FAA warrants are issued by the Fisa court for up to 12 months at a time, and
authorise the collection of bulk information – some of which can include
communications of US citizens, or people inside the US. To intentionally
target either of those groups requires an individual warrant.
One-paragraph order
One such warrant seen by the Guardian shows that they do not contain detailed
legal rulings or explanation. Instead, the one-paragraph order, signed by a
Fisa court judge in 2010, declares that the procedures submitted by the
attorney general on behalf of the NSA are consistent with US law and the
fourth amendment.
Those procedures state that the "NSA determines whether a person is a
non-United States person reasonably believed to be outside the United States
in light of the totality of the circumstances based on the information
available with respect to that person, including information concerning the
communications facility or facilities used by that person".
It includes information that the NSA analyst uses to make this determination
- including IP addresses, statements made by the potential target, and other
information in the NSA databases, which can include public information and
data collected by other agencies.
Where the NSA has no specific information on a person's location, analysts
are free to presume they are overseas, the document continues.
"In the absence of specific information regarding whether a target is a
United States person," it states "a person reasonably believed to be located
outside the United States or whose location is not known will be presumed to
be a non-United States person unless such person can be positively identified
as a United States person."
If it later appears that a target is in fact located in the US, analysts are
permitted to look at the content of messages, or listen to phone calls, to
establish if this is indeed the case.
Referring to steps taken to prevent intentional collection of telephone
content of those inside the US, the document states: "NSA analysts may
analyze content for indications that a foreign target has entered or intends
to enter the United States. Such content analysis will be conducted according
to analytic and intelligence requirements and priorities."
Details set out in the "minimization procedures", regularly referred to in
House and Senate hearings, as well as public statements in recent weeks, also
raise questions as to the extent of monitoring of US citizens and residents.
NSA minimization procedures signed by Holder in 2009 set out that once a
target is confirmed to be within the US, interception must stop immediately.
However, these circumstances do not apply to large-scale data where the NSA
claims it is unable to filter US communications from non-US ones.

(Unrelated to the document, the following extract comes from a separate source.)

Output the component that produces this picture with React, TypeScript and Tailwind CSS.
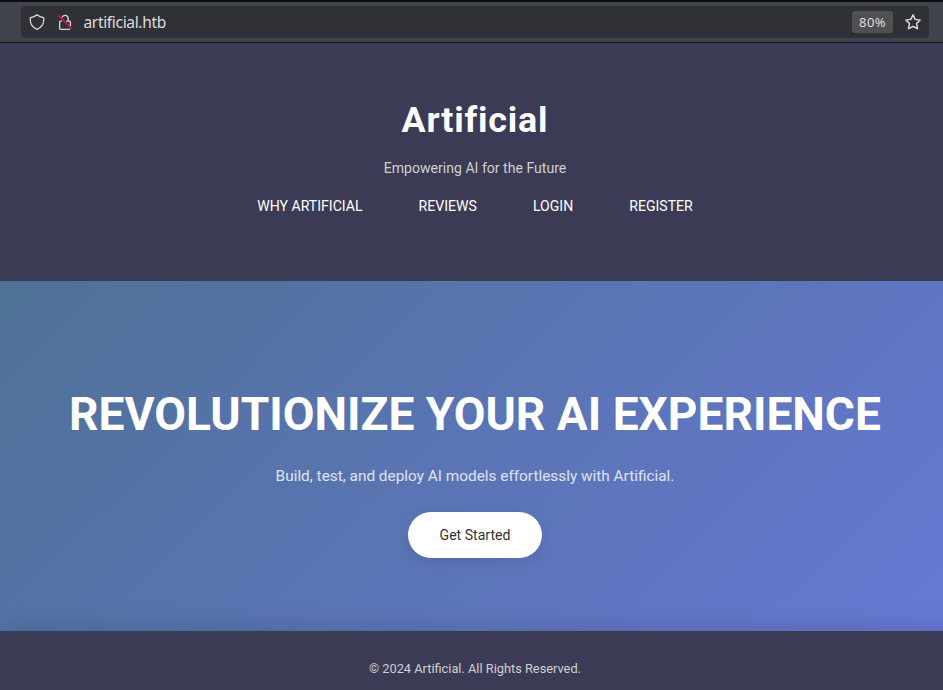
const navItems = ["WHY ARTIFICIAL", "REVIEWS", "LOGIN", "REGISTER"];

function BrowserBar() {
  return (
    <div className="h-[43px] shrink-0 border-t-2 border-b border-[#0c0c12] bg-[#42444c] pt-1 pr-3.5 pl-[21px] font-['Noto_Sans',sans-serif]">
      <div className="flex h-8 items-center rounded bg-[#303136] pr-2 pl-2 text-[#dcdcde]">
        <svg className="size-4 shrink-0" viewBox="0 0 16 16" fill="none" stroke="#d8d8da" strokeWidth="1.3" strokeLinejoin="round">
          <path d="M8 .8C9.8 2.3 12 3.2 14.7 3.6V6.5C14.6 10.5 12 13.6 8 15.4 4 13.6 1.4 10.5 1.3 6.5V3.6C4 3.2 6.2 2.3 8 .8Z" />
        </svg>
        <svg className="ml-3 size-4 shrink-0" viewBox="0 0 16 16" fill="none" stroke="#d8d8da" strokeWidth="1.3">
          <path d="M5 3.4a3.2 3.2 0 0 1 6.2 1V7.1h1.2a1 1 0 0 1 1 1v3.8M4.8 7.1H3.6a1 1 0 0 0-1 1v6.2a1 1 0 0 0 1 1h9.4M9.2 7.1h2" />
          <path d="M1.2 1.2 14.8 14.8" stroke="#e4143c" strokeWidth="1.5" />
        </svg>
        <span className="ml-[10.5px] text-[15.5px] leading-5 tracking-[-0.33px]">artificial.htb</span>
        <span className="mr-3 ml-auto flex h-[22px] w-[41px] items-center justify-center rounded-[3px] bg-[#4f4f54] text-[13px] leading-4 tracking-[0.4px]">80%</span>
        <svg className="size-4 shrink-0" viewBox="0 0 16 16" fill="none" stroke="#e2e2e4" strokeWidth="1.4" strokeLinejoin="round">
          <path d="M8 .9 10.2 5.4 15.2 6.1 11.6 9.6 12.5 14.7 8 12.3 3.5 14.7 4.4 9.6.8 6.1 5.8 5.4Z" />
        </svg>
      </div>
    </div>
  );
}

export default function App() {
  return (
    <div className="flex h-[690px] w-full flex-col overflow-hidden bg-[#3c3b56] font-[Roboto,sans-serif] text-white">
      <BrowserBar />
      <div className="flex w-[950px] flex-1 flex-col text-center whitespace-nowrap">
        <header className="flex h-[238px] shrink-0 flex-col items-center bg-[#3c3b56] pt-[54px]">
          <h1 className="text-[35.84px] leading-[46px] font-bold tracking-[0.8px]">Artificial</h1>
          <p className="mt-[14px] text-[14.08px] leading-[22px] text-[#d0d0d0]">Empowering AI for the Future</p>
          <nav className="mt-4 flex gap-14 text-[14.08px] leading-[22px]">
            {navItems.map((label) => (
              <a key={label} href="#">
                {label}
              </a>
            ))}
          </nav>
        </header>
        <section className="flex h-[350px] shrink-0 flex-col items-center bg-[linear-gradient(135deg,#4e7195,#6778d4)] pt-[103px]">
          <h2 className="text-[46.08px] leading-[60px] font-bold">REVOLUTIONIZE YOUR AI EXPERIENCE</h2>
          <p className="mt-[19px] text-[15.36px] leading-[26px] text-white/80">Build, test, and deploy AI models effortlessly with Artificial.</p>
          <a href="#" className="mt-[23px] flex h-[46px] w-[134px] items-center justify-center rounded-full bg-white pt-px text-[14.08px] text-[#333] shadow-[0_4px_16px_rgba(0,0,0,0.09)]">
            Get Started
          </a>
        </section>
        <footer className="z-10 flex h-[59px] justify-center bg-[#3c3b56] pt-[27px] text-[12.8px] leading-[22px] text-[#d0d0d0] shadow-[0_-4px_24px_rgba(0,0,0,0.12)]">
          © 2024 Artificial. All Rights Reserved.
        </footer>
      </div>
    </div>
  );
}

The NSA is empowered to retain data for up to five years and the policy
states "communications which may be retained include electronic
communications acquired because of limitations on the NSA's ability to filter
communications".
Even if upon examination a communication is found to be domestic – entirely
within the US – the NSA can appeal to its director to keep what it has found
if it contains "significant foreign intelligence information", "evidence of a
crime", "technical data base information" (such as encrypted communications),
or "information pertaining to a threat of serious harm to life or property".

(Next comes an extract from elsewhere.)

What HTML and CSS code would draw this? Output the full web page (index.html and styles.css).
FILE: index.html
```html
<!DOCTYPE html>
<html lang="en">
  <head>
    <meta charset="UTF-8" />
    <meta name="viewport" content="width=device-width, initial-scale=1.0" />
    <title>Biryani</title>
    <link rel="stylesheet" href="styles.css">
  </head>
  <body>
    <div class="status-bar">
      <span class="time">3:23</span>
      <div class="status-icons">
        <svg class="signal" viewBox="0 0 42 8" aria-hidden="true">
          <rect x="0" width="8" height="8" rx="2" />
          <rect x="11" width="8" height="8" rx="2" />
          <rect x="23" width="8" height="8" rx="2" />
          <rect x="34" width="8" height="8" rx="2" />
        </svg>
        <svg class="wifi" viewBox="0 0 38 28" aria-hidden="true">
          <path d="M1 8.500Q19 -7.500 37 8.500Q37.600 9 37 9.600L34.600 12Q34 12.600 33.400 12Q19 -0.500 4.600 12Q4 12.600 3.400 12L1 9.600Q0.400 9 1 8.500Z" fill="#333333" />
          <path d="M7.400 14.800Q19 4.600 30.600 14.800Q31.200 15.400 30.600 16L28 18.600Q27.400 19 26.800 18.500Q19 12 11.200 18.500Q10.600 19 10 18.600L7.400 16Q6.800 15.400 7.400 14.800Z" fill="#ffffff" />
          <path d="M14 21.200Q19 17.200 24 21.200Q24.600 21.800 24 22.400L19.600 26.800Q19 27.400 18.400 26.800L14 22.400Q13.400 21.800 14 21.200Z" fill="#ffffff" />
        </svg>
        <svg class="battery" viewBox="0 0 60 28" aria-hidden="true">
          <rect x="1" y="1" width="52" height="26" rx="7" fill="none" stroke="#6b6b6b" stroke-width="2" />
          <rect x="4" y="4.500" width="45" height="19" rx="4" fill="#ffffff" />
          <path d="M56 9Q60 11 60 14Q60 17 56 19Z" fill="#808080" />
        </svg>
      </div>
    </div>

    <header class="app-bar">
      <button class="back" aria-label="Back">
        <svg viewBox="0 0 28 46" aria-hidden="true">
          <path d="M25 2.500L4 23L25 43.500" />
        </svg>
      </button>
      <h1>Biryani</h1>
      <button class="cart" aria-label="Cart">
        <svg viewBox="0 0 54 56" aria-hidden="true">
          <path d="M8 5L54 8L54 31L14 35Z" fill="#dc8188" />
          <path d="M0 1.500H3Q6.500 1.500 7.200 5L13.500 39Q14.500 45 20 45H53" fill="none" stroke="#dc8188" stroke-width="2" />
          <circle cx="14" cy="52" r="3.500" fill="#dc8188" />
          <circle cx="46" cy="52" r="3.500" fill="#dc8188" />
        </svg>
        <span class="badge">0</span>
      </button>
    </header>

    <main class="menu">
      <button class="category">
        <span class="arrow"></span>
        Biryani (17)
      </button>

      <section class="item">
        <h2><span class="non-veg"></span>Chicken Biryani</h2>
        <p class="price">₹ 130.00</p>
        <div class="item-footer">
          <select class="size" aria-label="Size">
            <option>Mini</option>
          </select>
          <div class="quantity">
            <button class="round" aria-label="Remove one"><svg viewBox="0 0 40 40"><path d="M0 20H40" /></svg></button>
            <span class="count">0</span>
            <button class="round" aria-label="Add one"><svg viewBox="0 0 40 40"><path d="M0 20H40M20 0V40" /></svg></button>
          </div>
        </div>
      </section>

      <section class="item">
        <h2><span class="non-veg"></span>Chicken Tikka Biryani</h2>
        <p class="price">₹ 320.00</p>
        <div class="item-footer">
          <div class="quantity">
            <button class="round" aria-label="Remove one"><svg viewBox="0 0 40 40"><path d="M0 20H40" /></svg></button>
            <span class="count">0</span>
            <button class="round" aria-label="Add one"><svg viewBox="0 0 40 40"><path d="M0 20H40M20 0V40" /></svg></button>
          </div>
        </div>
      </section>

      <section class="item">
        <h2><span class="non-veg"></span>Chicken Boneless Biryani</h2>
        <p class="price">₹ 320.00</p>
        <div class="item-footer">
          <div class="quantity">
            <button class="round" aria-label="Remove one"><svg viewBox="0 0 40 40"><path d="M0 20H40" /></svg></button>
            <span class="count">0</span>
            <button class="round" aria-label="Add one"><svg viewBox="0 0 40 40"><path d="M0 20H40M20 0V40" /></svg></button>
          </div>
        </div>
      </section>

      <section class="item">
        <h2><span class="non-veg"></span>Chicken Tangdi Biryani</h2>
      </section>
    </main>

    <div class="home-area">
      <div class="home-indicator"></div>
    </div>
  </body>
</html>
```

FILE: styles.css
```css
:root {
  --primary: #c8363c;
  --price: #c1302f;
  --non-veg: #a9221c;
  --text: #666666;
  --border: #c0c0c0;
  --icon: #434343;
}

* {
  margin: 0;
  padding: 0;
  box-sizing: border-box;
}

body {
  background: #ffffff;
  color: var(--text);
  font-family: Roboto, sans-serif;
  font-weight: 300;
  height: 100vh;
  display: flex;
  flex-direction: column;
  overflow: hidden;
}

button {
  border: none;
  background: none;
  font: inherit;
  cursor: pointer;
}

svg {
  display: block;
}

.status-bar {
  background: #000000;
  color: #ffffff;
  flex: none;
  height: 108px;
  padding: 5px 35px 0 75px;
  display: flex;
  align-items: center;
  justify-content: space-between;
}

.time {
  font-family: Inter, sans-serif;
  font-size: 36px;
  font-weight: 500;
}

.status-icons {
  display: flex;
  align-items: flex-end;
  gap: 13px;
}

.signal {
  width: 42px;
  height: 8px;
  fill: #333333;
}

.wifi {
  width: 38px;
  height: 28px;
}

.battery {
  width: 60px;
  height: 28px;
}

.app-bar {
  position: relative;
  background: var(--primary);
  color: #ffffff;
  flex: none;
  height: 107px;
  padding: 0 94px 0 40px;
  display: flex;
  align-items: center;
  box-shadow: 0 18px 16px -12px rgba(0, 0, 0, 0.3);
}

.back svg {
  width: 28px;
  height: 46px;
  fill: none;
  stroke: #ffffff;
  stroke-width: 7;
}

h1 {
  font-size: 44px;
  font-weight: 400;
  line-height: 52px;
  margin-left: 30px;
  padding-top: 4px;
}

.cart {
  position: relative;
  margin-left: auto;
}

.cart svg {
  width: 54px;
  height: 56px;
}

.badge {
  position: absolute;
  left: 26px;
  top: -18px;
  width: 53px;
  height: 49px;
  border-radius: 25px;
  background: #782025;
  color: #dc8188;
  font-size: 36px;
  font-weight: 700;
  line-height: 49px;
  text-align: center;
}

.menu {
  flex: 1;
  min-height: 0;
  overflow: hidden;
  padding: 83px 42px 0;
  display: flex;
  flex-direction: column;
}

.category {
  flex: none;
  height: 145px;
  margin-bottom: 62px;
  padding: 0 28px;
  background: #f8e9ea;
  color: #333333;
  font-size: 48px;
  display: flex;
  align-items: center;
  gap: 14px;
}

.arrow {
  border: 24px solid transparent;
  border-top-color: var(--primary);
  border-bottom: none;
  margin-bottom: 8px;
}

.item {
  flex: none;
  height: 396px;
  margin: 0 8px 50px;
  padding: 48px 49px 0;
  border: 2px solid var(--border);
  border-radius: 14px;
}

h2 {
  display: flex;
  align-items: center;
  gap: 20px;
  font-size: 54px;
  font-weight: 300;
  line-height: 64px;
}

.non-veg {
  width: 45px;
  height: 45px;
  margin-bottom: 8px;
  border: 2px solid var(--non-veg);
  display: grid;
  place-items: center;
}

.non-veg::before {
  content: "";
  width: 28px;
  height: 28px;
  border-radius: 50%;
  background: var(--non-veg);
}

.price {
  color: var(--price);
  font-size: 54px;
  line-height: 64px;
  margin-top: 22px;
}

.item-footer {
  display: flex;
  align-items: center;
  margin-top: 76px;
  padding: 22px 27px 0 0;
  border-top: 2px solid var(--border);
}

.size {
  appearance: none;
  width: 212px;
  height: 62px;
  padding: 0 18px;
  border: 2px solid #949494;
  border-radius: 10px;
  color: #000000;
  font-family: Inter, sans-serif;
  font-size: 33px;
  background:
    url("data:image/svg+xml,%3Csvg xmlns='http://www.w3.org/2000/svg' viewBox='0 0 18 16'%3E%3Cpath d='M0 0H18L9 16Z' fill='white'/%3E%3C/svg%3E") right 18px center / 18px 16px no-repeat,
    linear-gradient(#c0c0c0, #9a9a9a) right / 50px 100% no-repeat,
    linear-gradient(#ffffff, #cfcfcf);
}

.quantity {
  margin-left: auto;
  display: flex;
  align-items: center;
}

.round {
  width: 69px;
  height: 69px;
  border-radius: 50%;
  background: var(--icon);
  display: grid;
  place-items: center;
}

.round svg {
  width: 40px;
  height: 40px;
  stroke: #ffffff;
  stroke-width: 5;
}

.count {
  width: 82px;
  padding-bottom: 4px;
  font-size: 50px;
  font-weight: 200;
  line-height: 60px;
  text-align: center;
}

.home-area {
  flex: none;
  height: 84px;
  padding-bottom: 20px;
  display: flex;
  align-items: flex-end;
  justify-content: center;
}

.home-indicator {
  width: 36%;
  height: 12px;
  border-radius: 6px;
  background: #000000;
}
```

Domestic communications containing none of the above must be destroyed.
Communications in which one party was outside the US, but the other is a
US-person, are permitted for retention under FAA rules.
The minimization procedure adds that these can be disseminated to other
agencies or friendly governments if the US person is anonymised, or including
the US person's identity under certain criteria.
Holder's 'minimization procedure' says once a target is confirmed to be in
the US, interception of communication must stop. Photo: Nicholas
Kamm/AFP/Getty Images
A separate section of the same document notes that as soon as any intercepted
communications are determined to have been between someone under US criminal
indictment and their attorney, surveillance must stop. However, the material
collected can be retained, if it is useful, though in a segregated database:
"The relevant portion of the communication containing that conversation will
be segregated and the National Security Division of the Department of Justice
will be notified so that appropriate procedures may be established to protect
such communications from review or use in any criminal prosecution, while
preserving foreign intelligence information contained therein," the document
states.
In practice, much of the decision-making appears to lie with NSA analysts,
rather than the Fisa court or senior officials.
A transcript of a 2008 briefing on FAA from the NSA's general counsel sets
out how much discretion NSA analysts possess when it comes to the specifics
of targeting, and making decisions on who they believe is a non-US person.
Referring to a situation where there has been a suggestion a target is within
the US.
"Once again, the standard here is a reasonable belief that your target is
outside the United States. What does that mean when you get information that
might lead you to believe the contrary? It means you can't ignore it. You
can't turn a blind eye to somebody saying: 'Hey, I think so and so is in the
United States.' You can't ignore that. Does it mean you have to completely
turn off collection the minute you hear that? No, it means you have to do
some sort of investigation: 'Is that guy right? Is my target here?" he says.
"But, if everything else you have says 'no' (he talked yesterday, I saw him
on TV yesterday, even, depending on the target, he was in Baghdad) you can
still continue targeting but you have to keep that in mind. You can't put it
aside. You have to investigate it and, once again, with that new information
in mind, what is your reasonable belief about your target's location?"
The broad nature of the court's oversight role, and the discretion given to
NSA analysts, sheds light on responses from the administration and internet
companies to the Guardian's disclosure of the PRISM program. They have stated
that the content of online communications is turned over to the NSA only
pursuant to a court order. But except when a US citizen is specifically
targeted, the court orders used by the NSA to obtain that information as part
of Prism are these general FAA orders, not individualized warrants specific
to any individual.
Once armed with these general orders, the NSA is empowered to compel
telephone and internet companies to turn over to it the communications of any
individual identified by the NSA. The Fisa court plays no role in the
selection of those individuals, nor does it monitor who is selected by the
NSA.
The NSA's ability to collect and retain the communications of people in the
US, even without a warrant, has fuelled congressional demands for an estimate
of how many Americans have been caught up in surveillance.
Two US senators, Ron Wyden and Mark Udall – both members of the Senate
intelligence committee – have been seeking this information since 2011, but
senior White House and intelligence officials have repeatedly insisted that
the agency is unable to gather such statistics.